**PROMPT**:
Make an exact copy of the lines, leaving the pictures out.

Start of PROVIDED MATERIAL

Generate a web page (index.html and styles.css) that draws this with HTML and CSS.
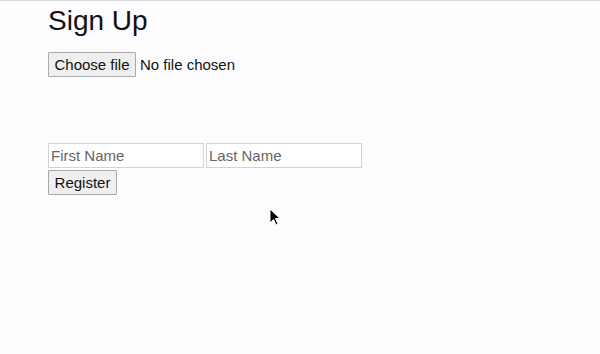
FILE: index.html
```html
<!DOCTYPE html>
<html>
<head>
<meta charset="utf-8">
<link rel="stylesheet" href="styles.css">
</head>
<body>
<div class="page">
  <h1 class="title">Sign Up</h1>
  <div class="file-row">
    <button class="btn">Choose file</button>
    <span class="file-text">No file chosen</span>
  </div>
  <div class="fields">
    <input class="field" type="text" placeholder="First Name">
    <input class="field" type="text" placeholder="Last Name">
  </div>
  <button class="btn reg">Register</button>
</div>
<svg class="cursor" width="12" height="18" viewBox="0 0 12 18"><path d="M1 1 L1 15 L4.5 11.5 L7 17 L9 16 L6.5 10.5 L11 10.5 Z" fill="#000" stroke="#fff" stroke-width="1"/></svg>
</body>
</html>
```
FILE: styles.css
```css
html, body { margin: 0; padding: 0; }
body {
  background: #fdfcfe;
  border-top: 1px solid #d8d8d8;
  height: 353px;
  font-family: "Liberation Sans", Arial, sans-serif;
  color: #111;
  position: relative;
  overflow: hidden;
}
.page { padding-left: 48px; }
.title {
  margin: 0;
  padding-top: 3px;
  font-size: 28px;
  font-weight: 400;
  line-height: 34px;
}
.file-row {
  margin-top: 13px;
  display: flex;
  align-items: center;
  gap: 4px;
  height: 26px;
}
.btn {
  font-family: "Liberation Sans", Arial, sans-serif;
  font-size: 15px;
  color: #111;
  background: #efefef;
  border: 1px solid #a9a9a9;
  border-radius: 1px;
  padding: 0;
  height: 25px;
  margin: 0;
  white-space: nowrap;
}
.file-row .btn { width: 88px; }
.file-text { font-size: 15px; }
.fields {
  margin-top: 66px;
  display: flex;
  gap: 2px;
}
.field {
  width: 156px;
  height: 25px;
  box-sizing: border-box;
  border: 1px solid #d3d3d3;
  background: #fff;
  font-family: "Liberation Sans", Arial, sans-serif;
  font-size: 15px;
  padding: 0 2px;
  margin: 0;
}
.field::placeholder { color: #666; }
.reg { margin-top: 2px; width: 69px; height: 25px; }
.cursor { position: absolute; left: 269px; top: 207px; }
```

End of PROVIDED MATERIAL

**WRITTEN REPLY**:
Generate a web page (index.html and styles.css) that draws this with HTML and CSS.
FILE: index.html
```html
<!DOCTYPE html>
<html>
<head>
<meta charset="utf-8">
<link rel="stylesheet" href="styles.css">
</head>
<body>
<div class="page">
  <h1 class="title">Sign Up</h1>
  <div class="file-row">
    <button class="btn">Choose file</button>
    <span class="file-text">No file chosen</span>
  </div>
  <div class="fields">
    <input class="field" type="text" placeholder="First Name">
    <input class="field" type="text" placeholder="Last Name">
  </div>
  <button class="btn reg">Register</button>
</div>
<svg class="cursor" width="12" height="18" viewBox="0 0 12 18"><path d="M1 1 L1 15 L4.5 11.5 L7 17 L9 16 L6.5 10.5 L11 10.5 Z" fill="#000" stroke="#fff" stroke-width="1"/></svg>
</body>
</html>
```
FILE: styles.css
```css
html, body { margin: 0; padding: 0; }
body {
  background: #fdfcfe;
  border-top: 1px solid #d8d8d8;
  height: 353px;
  font-family: "Liberation Sans", Arial, sans-serif;
  color: #111;
  position: relative;
  overflow: hidden;
}
.page { padding-left: 48px; }
.title {
  margin: 0;
  padding-top: 3px;
  font-size: 28px;
  font-weight: 400;
  line-height: 34px;
}
.file-row {
  margin-top: 13px;
  display: flex;
  align-items: center;
  gap: 4px;
  height: 26px;
}
.btn {
  font-family: "Liberation Sans", Arial, sans-serif;
  font-size: 15px;
  color: #111;
  background: #efefef;
  border: 1px solid #a9a9a9;
  border-radius: 1px;
  padding: 0;
  height: 25px;
  margin: 0;
  white-space: nowrap;
}
.file-row .btn { width: 88px; }
.file-text { font-size: 15px; }
.fields {
  margin-top: 66px;
  display: flex;
  gap: 2px;
}
.field {
  width: 156px;
  height: 25px;
  box-sizing: border-box;
  border: 1px solid #d3d3d3;
  background: #fff;
  font-family: "Liberation Sans", Arial, sans-serif;
  font-size: 15px;
  padding: 0 2px;
  margin: 0;
}
.field::placeholder { color: #666; }
.reg { margin-top: 2px; width: 69px; height: 25px; }
.cursor { position: absolute; left: 269px; top: 207px; }
```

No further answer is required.